_Task objective_
Search the listing for "Write" and copy every line where it appears.

_Data section_
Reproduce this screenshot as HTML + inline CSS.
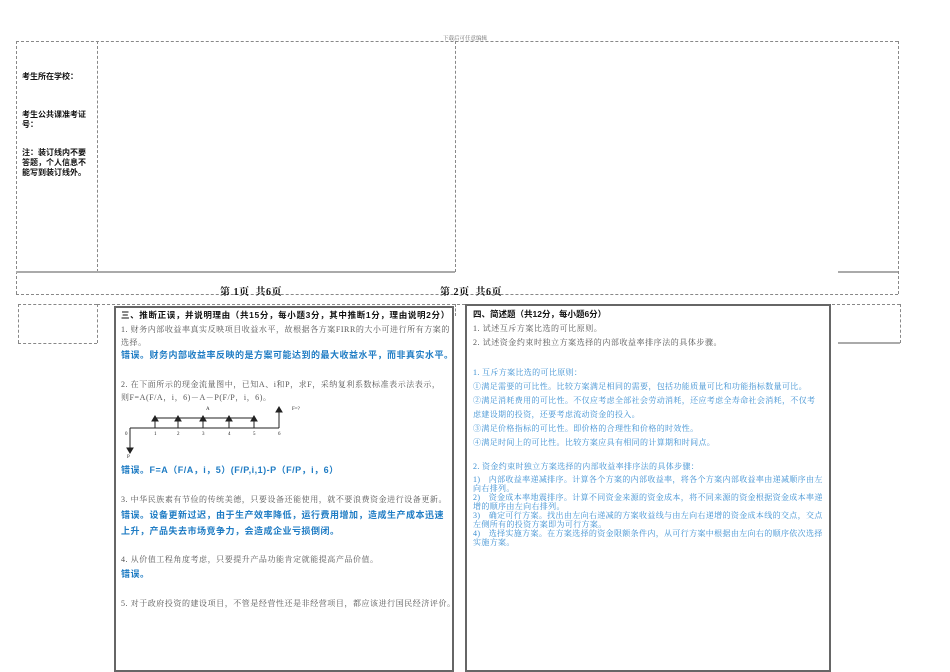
<!DOCTYPE html>
<html><head><meta charset="utf-8"><style>
body{margin:0;width:950px;height:672px;background:#fff;position:relative;overflow:hidden;font-family:"Liberation Serif","Noto Serif CJK SC",serif;}
.a{position:absolute;white-space:nowrap;}
.g{color:#555;font-size:8px;letter-spacing:0.55px;}
.h{color:#111;font-size:8.5px;font-weight:bold;font-family:"Liberation Sans","Noto Sans CJK SC",sans-serif;}
.b{color:#1f7cc4;font-size:9px;font-weight:bold;font-family:"Liberation Sans","Noto Sans CJK SC",sans-serif;letter-spacing:0.5px;}
.lb{color:#3b8fd2;font-size:8px;letter-spacing:0.35px;}
.k{color:#111;font-size:8px;font-weight:bold;font-family:"Liberation Sans","Noto Sans CJK SC",sans-serif;line-height:10px;}
.dh{position:absolute;border-top:1px dashed #888;height:0;}
.dv{position:absolute;border-left:1px dashed #888;width:0;}
.sh{position:absolute;border-top:2px solid #aaa;height:0;}
.box{position:absolute;border:2px solid #666;box-sizing:border-box;}
.pf{position:absolute;white-space:nowrap;font-size:10px;font-weight:bold;color:#111;letter-spacing:0.5px;}
</style></head><body>
<div class="a" style="left:443px;top:34px;font-size:5.5px;color:#666;">下载后可任意编辑</div>
<div class="dh" style="left:16px;top:41px;width:882px;"></div>
<div class="dv" style="left:16px;top:41px;height:253px;"></div>
<div class="dv" style="left:97px;top:41px;height:231px;"></div>
<div class="dv" style="left:455px;top:41px;height:231px;"></div>
<div class="dv" style="left:898px;top:41px;height:253px;"></div>
<div class="dh" style="left:16px;top:294px;width:882px;"></div>
<div class="sh" style="left:16px;top:271px;width:439px;"></div>
<div class="sh" style="left:838px;top:271px;width:60px;"></div>
<div class="a k" style="left:22px;top:72px;">考生所在学校：</div>
<div class="a k" style="left:22px;top:110px;">考生公共课准考证<br>号：</div>
<div class="a k" style="left:22px;top:148px;">注：装订线内不要<br>答题，个人信息不<br>能写到装订线外。</div>
<div class="pf" style="left:220px;top:283px;">第 1页&nbsp;&nbsp;共6页</div>
<div class="pf" style="left:440px;top:283px;">第 2页&nbsp;&nbsp;共6页</div>
<div class="dh" style="left:97px;top:304px;width:803px;"></div>
<div class="dh" style="left:18px;top:304px;width:79px;"></div>
<div class="dv" style="left:18px;top:304px;height:39px;"></div>
<div class="dv" style="left:97px;top:304px;height:39px;"></div>
<div class="dh" style="left:18px;top:343px;width:79px;"></div>
<div class="dv" style="left:455px;top:304px;height:12px;"></div>
<div class="dv" style="left:900px;top:304px;height:39px;"></div>
<div class="sh" style="left:838px;top:342px;width:62px;"></div>
<div class="box" style="left:114px;top:306px;width:340px;height:366px;"></div>
<div class="box" style="left:465px;top:304px;width:366px;height:368px;"></div>
<div class="a h" style="left:121px;top:309px;letter-spacing:0.65px;">三、推断正误，并说明理由（共15分，每小题3分，其中推断1分，理由说明2分）</div>
<div class="a g" style="left:121px;top:324px;">1. 财务内部收益率真实反映项目收益水平，故根据各方案FIRR的大小可进行所有方案的</div>
<div class="a g" style="left:121px;top:337px;">选择。</div>
<div class="a b" style="left:121px;top:348px;">错误。财务内部收益率反映的是方案可能达到的最大收益水平，而非真实水平。</div>
<div class="a g" style="left:121px;top:379px;">2. 在下面所示的现金流量图中，已知A、i和P，求F，采纳复利系数标准表示法表示，</div>
<div class="a g" style="left:121px;top:392px;">则F=A(F/A，i，6)－A－P(F/P，i，6)。</div>
<svg class="a" style="left:115px;top:400px;" width="200" height="62" viewBox="115 400 200 62">
<g stroke="#222" stroke-width="1" fill="#222">
<line x1="130" y1="428" x2="279" y2="428"/>
<line x1="155" y1="418" x2="254" y2="418"/>
<line x1="155" y1="428" x2="155" y2="419"/><path d="M152 421 L155 416 L158 421Z"/>
<line x1="178" y1="428" x2="178" y2="419"/><path d="M175 421 L178 416 L181 421Z"/>
<line x1="203" y1="428" x2="203" y2="419"/><path d="M200 421 L203 416 L206 421Z"/>
<line x1="229" y1="428" x2="229" y2="419"/><path d="M226 421 L229 416 L232 421Z"/>
<line x1="254" y1="428" x2="254" y2="419"/><path d="M251 421 L254 416 L257 421Z"/>
<line x1="279" y1="428" x2="279" y2="410"/><path d="M276 412 L279 407 L282 412Z"/>
<line x1="130" y1="428" x2="130" y2="450"/><path d="M127 448 L130 453 L133 448Z"/>
</g>
<g font-size="5px" fill="#222" font-family="Liberation Serif">
<text x="125" y="435">0</text><text x="154" y="435">1</text><text x="177" y="435">2</text><text x="202" y="435">3</text><text x="228" y="435">4</text><text x="253" y="435">5</text><text x="278" y="435">6</text>
<text x="206" y="410">A</text><text x="292" y="410">F=?</text><text x="127" y="458">P</text>
</g></svg>
<div class="a b" style="left:121px;top:463px;">错误。F=A（F/A，i，5）(F/P,i,1)-P（F/P，i，6）</div>
<div class="a g" style="left:121px;top:494px;">3. 中华民族素有节俭的传统美德，只要设备还能使用，就不要浪费资金进行设备更新。</div>
<div class="a b" style="left:121px;top:508px;">错误。设备更新过迟，由于生产效率降低，运行费用增加，造成生产成本迅速</div>
<div class="a b" style="left:121px;top:524px;">上升，产品失去市场竞争力，会造成企业亏损倒闭。</div>
<div class="a g" style="left:121px;top:554px;">4. 从价值工程角度考虑，只要提升产品功能肯定就能提高产品价值。</div>
<div class="a b" style="left:121px;top:567px;">错误。</div>
<div class="a g" style="left:121px;top:598px;">5. 对于政府投资的建设项目，不管是经营性还是非经营项目，都应该进行国民经济评价。</div>
<div class="a h" style="left:473px;top:308px;">四、简述题（共12分，每小题6分）</div>
<div class="a g" style="left:473px;top:323px;">1.  试述互斥方案比选的可比原则。</div>
<div class="a g" style="left:473px;top:337px;">2.  试述资金约束时独立方案选择的内部收益率排序法的具体步骤。</div>
<div class="a lb" style="left:473px;top:367px;">1. 互斥方案比选的可比原则：</div>
<div class="a lb" style="left:473px;top:381px;">①满足需要的可比性。比较方案满足相同的需要，包括功能质量可比和功能指标数量可比。</div>
<div class="a lb" style="left:473px;top:395px;">②满足消耗费用的可比性。不仅应考虑全部社会劳动消耗，还应考虑全寿命社会消耗，不仅考</div>
<div class="a lb" style="left:473px;top:409px;">虑建设期的投资，还要考虑流动资金的投入。</div>
<div class="a lb" style="left:473px;top:423px;">③满足价格指标的可比性。即价格的合理性和价格的时效性。</div>
<div class="a lb" style="left:473px;top:437px;">④满足时间上的可比性。比较方案应具有相同的计算期和时间点。</div>
<div class="a lb" style="left:473px;top:461px;">2. 资金约束时独立方案选择的内部收益率排序法的具体步骤：</div>
<div class="a lb" style="left:473px;top:475px;line-height:9px;">1)　内部收益率递减排序。计算各个方案的内部收益率，将各个方案内部收益率由递减顺序由左<br>向右排列。</div>
<div class="a lb" style="left:473px;top:493px;line-height:9px;">2)　资金成本率地震排序。计算不同资金来源的资金成本，将不同来源的资金根据资金成本率递<br>增的顺序由左向右排列。</div>
<div class="a lb" style="left:473px;top:511px;line-height:9px;">3)　确定可行方案。找出由左向右递减的方案收益线与由左向右递增的资金成本线的交点，交点<br>左侧所有的投资方案即为可行方案。</div>
<div class="a lb" style="left:473px;top:529px;line-height:9px;">4)　选择实施方案。在方案选择的资金限额条件内，从可行方案中根据由左向右的顺序依次选择<br>实施方案。</div>
</body></html>
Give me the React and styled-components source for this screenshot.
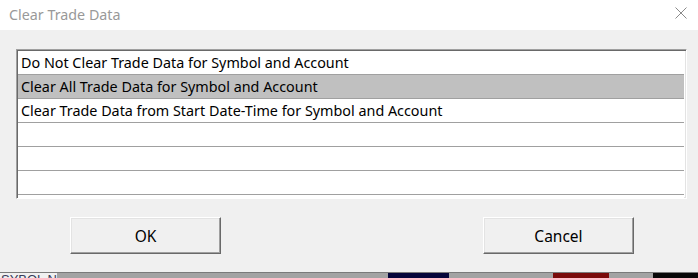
import React from "react";
import styled, { createGlobalStyle } from "styled-components";

const GlobalStyle = createGlobalStyle`
  html, body {
    margin: 0;
    padding: 0;
    width: 698px;
    height: 278px;
    overflow: hidden;
    background: #f0f0f0;
  }
`;

const options = [
  "Do Not Clear Trade Data for Symbol and Account",
  "Clear All Trade Data for Symbol and Account",
  "Clear Trade Data from Start Date-Time for Symbol and Account",
  "",
  "",
  "",
  "",
];

const App = () => {
  return (
    <>
      <GlobalStyle />
      <Window>
        <TitleBar>
          <Title>Clear Trade Data</Title>
          <CloseButton>
            <svg width="12" height="12" viewBox="0 0 12 12">
              <path d="M0.5 0.5 L11.5 11.5 M11.5 0.5 L0.5 11.5" stroke="#8a8a8a" strokeWidth="1" fill="none" />
            </svg>
          </CloseButton>
        </TitleBar>
        <Body>
          <ListBox>
            {options.map((text, i) => (
              <Row key={i} selected={i === 1}>
                {text}
              </Row>
            ))}
          </ListBox>
          <Buttons>
            <Button>OK</Button>
            <Button>Cancel</Button>
          </Buttons>
        </Body>
        <Desktop>
          <DesktopText>SYBOL N</DesktopText>
          <Swatch left={388} width={61} color="#05053a" />
          <Swatch left={553} width={56} color="#7a0a0a" />
          <Swatch left={653} width={45} color="#080808" />
        </Desktop>
      </Window>
    </>
  );
};

const Window = styled.div`
  width: 698px;
  height: 278px;
  display: flex;
  flex-direction: column;
  font-family: "Noto Sans", "Open Sans", sans-serif;
`;

const TitleBar = styled.div`
  height: 30px;
  background: #ffffff;
  display: flex;
  align-items: center;
  justify-content: space-between;
  padding: 0 11px 0 9px;
  flex-shrink: 0;
`;

const Title = styled.div`
  font-size: 14.3px;
  color: #999999;
  margin-top: -1px;
`;

const CloseButton = styled.div`
  display: flex;
  margin-top: -4px;
`;

const Body = styled.div`
  flex: 1;
  background: #f0f0f0;
  padding: 19px 11px 0 16px;
  display: flex;
  flex-direction: column;
`;

const ListBox = styled.div`
  height: 146px;
  background: #ffffff;
  border-top: 1px solid #a0a0a0;
  border-left: 1px solid #a0a0a0;
  border-right: 1px solid #ffffff;
  border-bottom: 1px solid #ffffff;
  box-shadow: inset 1px 1px 0 #696969, inset -1px -1px 0 #e3e3e3;
  padding: 1px 2px 1px 1px;
  overflow: hidden;
`;

const Row = styled.div`
  height: 23px;
  border-bottom: 1px solid #a0a0a0;
  background: ${(p) => (p.selected ? "#c0c0c0" : "#ffffff")};
  color: #000000;
  font-size: 14.35px;
  line-height: 23px;
  padding-left: 3px;
  white-space: nowrap;
`;

const Buttons = styled.div`
  display: flex;
  justify-content: space-between;
  padding: 18px 53px 0 54px;
`;

const Button = styled.button`
  width: 151px;
  height: 37px;
  background: #f0f0f0;
  border: none;
  border-top: 1px solid #ffffff;
  border-left: 1px solid #ffffff;
  border-right: 1px solid #696969;
  border-bottom: 1px solid #696969;
  box-shadow: inset -1px -1px 0 #a0a0a0, inset 1px 1px 0 #e3e3e3;
  font-family: "Noto Sans", "Open Sans", sans-serif;
  font-size: 15.5px;
  color: #000000;
  padding: 0;
`;

const Desktop = styled.div`
  position: relative;
  height: 5px;
  flex-shrink: 0;
  background: #a3a3a3;
  border-top: 1px solid #7a7a7a;
  overflow: hidden;
`;

const DesktopText = styled.div`
  position: absolute;
  left: 0;
  top: -1px;
  height: 6px;
  width: 56px;
  background: #f0f0f0;
  color: #3a3a5a;
  font-family: "Liberation Sans", sans-serif;
  font-size: 13px;
  line-height: 15px;
  overflow: hidden;
  padding-left: 1px;
`;

const Swatch = styled.div`
  position: absolute;
  top: 0;
  bottom: 0;
  left: ${(p) => p.left}px;
  width: ${(p) => p.width}px;
  background: ${(p) => p.color};
`;

export default App;
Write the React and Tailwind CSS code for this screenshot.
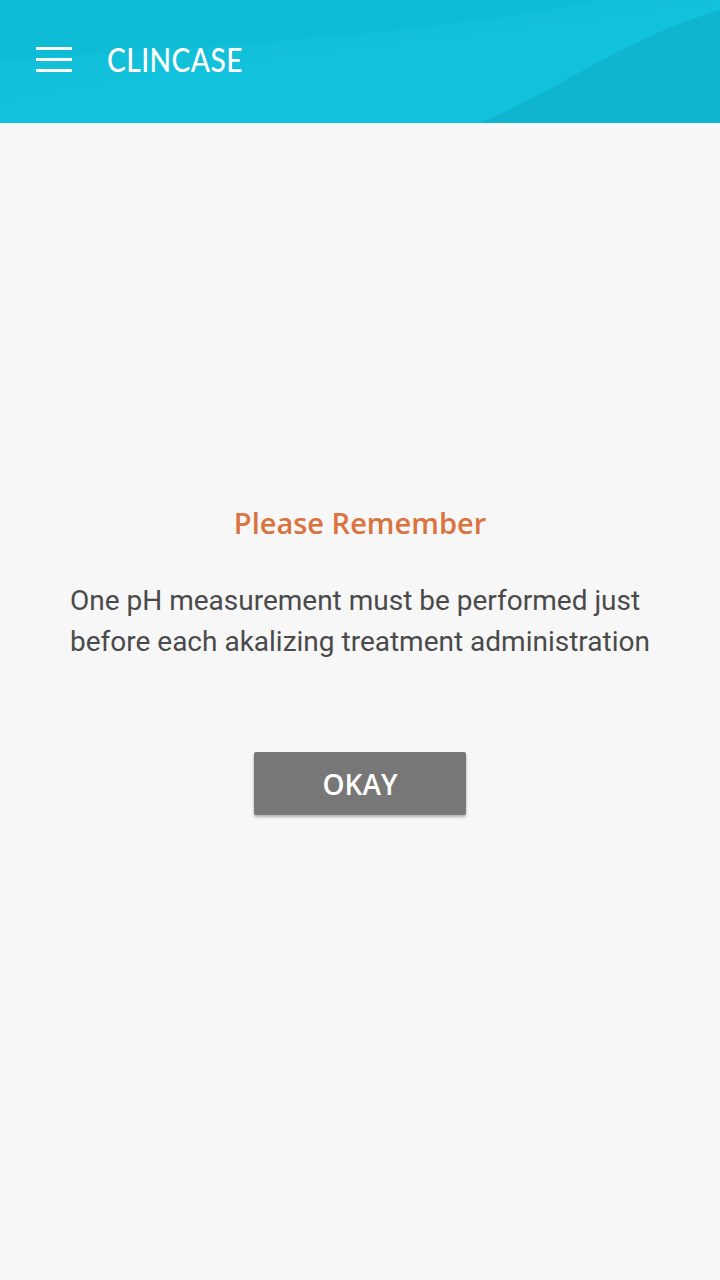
function MenuIcon() {
  return (
    <span className="flex w-9 flex-col gap-2">
      <span className="h-[3px] w-9 bg-white" />
      <span className="h-[3px] w-9 bg-white" />
      <span className="h-[3px] w-9 bg-white" />
    </span>
  );
}

function Header() {
  return (
    <header className="relative h-[123px] overflow-hidden bg-[#12c0da]">
      <svg className="absolute inset-0 h-full w-full" viewBox="0 0 720 123" preserveAspectRatio="none">
        <path d="M0 0 H600 C520 20 300 45 0 60 Z" fill="#0db9d4" opacity="0.6" />
        <path d="M0 100 C200 60 450 40 720 0 V123 H0 Z" fill="#14c4dd" opacity="0.35" />
        <path d="M480 123 C560 90 620 40 720 10 V123 Z" fill="#0eaeca" opacity="0.7" />
      </svg>
      <div className="relative flex h-full items-center gap-[35px] px-9 pb-1">
        <MenuIcon />
        <span className="inline-block origin-left scale-x-[0.88] font-['Lato',sans-serif] text-[32px] font-medium tracking-[0.5px] text-white">
          CLINCASE
        </span>
      </div>
    </header>
  );
}

export default function App() {
  return (
    <div className="min-h-[1280px] bg-[#f7f7f7]">
      <Header />
      <main className="flex flex-col items-center pt-[380px]">
        <h2 className="font-['Open_Sans',sans-serif] text-[29px] font-semibold leading-[40px] text-[#d9733f]">
          Please Remember
        </h2>
        <p className="mt-[37px] w-full pl-[70px] pr-[62px] text-left font-['Roboto',sans-serif] text-[28px] leading-[41px] text-[#4a4a4a]">
          One pH measurement must be performed just before each akalizing treatment administration
        </p>
        <button className="mt-[90px] h-[63px] w-[212px] rounded-[2px] bg-[#777777] font-['Open_Sans',sans-serif] text-[28px] font-semibold text-white shadow-[0_2px_3px_rgba(0,0,0,0.3)]">
          OKAY
        </button>
      </main>
    </div>
  );
}
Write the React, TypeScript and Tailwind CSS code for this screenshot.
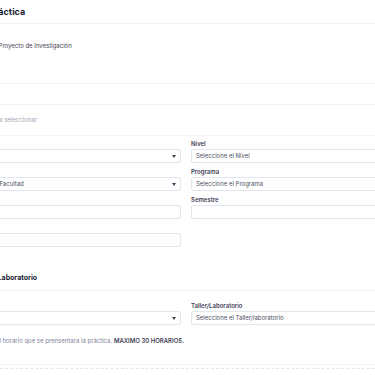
import { ReactNode } from "react";

type FieldProps = {
  label?: string;
  value?: string;
  select?: boolean;
};

function Caret() {
  return (
    <svg width="4" height="3" viewBox="0 0 4 3" className="shrink-0" aria-hidden="true">
      <path d="M0 0h4L2 3z" fill="#3f4254" />
    </svg>
  );
}

function Field({ label, value, select }: FieldProps) {
  return (
    <div className="flex flex-col">
      <span className="h-[8px] text-[6px] leading-[8px] font-semibold text-[#3f4254]">
        {label}
      </span>
      <div className="mt-[1px] flex h-[14px] items-center justify-between rounded-[2px] border border-[#e4e6ef] bg-white pl-[4px] pr-[4px] text-[6px] leading-[8px] text-[#4b5060]">
        <span className="truncate">{value}</span>
        {select && <Caret />}
      </div>
    </div>
  );
}

function Grid({ children, className = "" }: { children: ReactNode; className?: string }) {
  return (
    <div className={`grid grid-cols-[226px_226px] gap-x-[10px] gap-y-[5px] ${className}`}>
      {children}
    </div>
  );
}

export default function App() {
  return (
    <div
      className="h-[375px] w-[375px] overflow-hidden bg-white text-[#5e6278]"
      style={{ fontFamily: "Inter, 'Noto Sans', sans-serif" }}>
      <div className="-ml-[45px] w-[500px]">
        <div className="flex h-[24px] items-center border-b border-[#eff2f5]">
          <h3 className="-ml-[1px] text-[9px] leading-[10px] font-bold text-[#181c32]">
            Tipo de Práctica
          </h3>
        </div>

        <div className="h-[60px] border-b border-[#eff2f5] pt-[18px]">
          <p className="ml-[10px] text-[6px] leading-[8px] text-[#3f4254]">
            Práctica en Proyecto de Investigación
          </p>
        </div>

        <div className="h-[21px] border-b border-[#eff2f5]" />

        <div className="h-[31px] border-b border-[#f3f4f7] pt-[11px]">
          <p className="-ml-[20px] text-[6px] leading-[8px] text-[#a1a5b7]">
            Seleccione la práctica a seleccionar
          </p>
        </div>

        <Grid className="pt-[4px]">
          <Field label="Sede" value="Seleccione la" select />
          <Field label="Nivel" value="Seleccione el Nivel" />
          <Field label="Facultad" value="Seleccione la Facultad" select />
          <Field label="Programa" value="Seleccione el Programa" />
          <Field label="Asignatura" />
          <Field label="Semestre" />
          <Field label="Grupo" />
        </Grid>

        <div className="border-b border-[#eff2f5] pt-[26px] pb-[7px]">
          <h4 className="ml-[16px] text-[7px] leading-[10px] font-bold text-[#181c32]">
            Taller o Laboratorio
          </h4>
        </div>

        <Grid className="pt-[11px]">
          <Field label="Sede" value="Seleccione" select />
          <Field label="Taller/Laboratorio" value="Seleccione el Taller/laboratorio" />
        </Grid>

        <p className="mt-[12px] ml-[8px] text-[6px] leading-[8px] text-[#7e8299]">
          Seleccione el horario que se prensentara la práctica.{" "}
          <span className="font-semibold text-[#3f4254]">MAXIMO 30 HORARIOS.</span>
        </p>

        <div className="mt-[19px] border-t border-[#eff2f5]" />
        <div className="mt-[3px] border-t border-dashed border-[#e4e6ef]" />
      </div>
    </div>
  );
}
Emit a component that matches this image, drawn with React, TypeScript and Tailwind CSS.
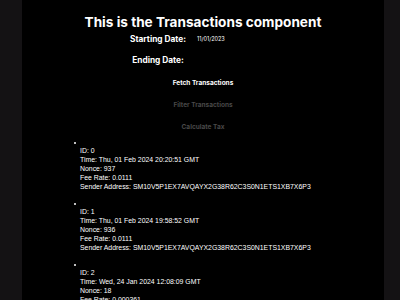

_Exercise response_
Write the React and Tailwind CSS code for this screenshot.
Write the React, TypeScript and Tailwind CSS code for this screenshot.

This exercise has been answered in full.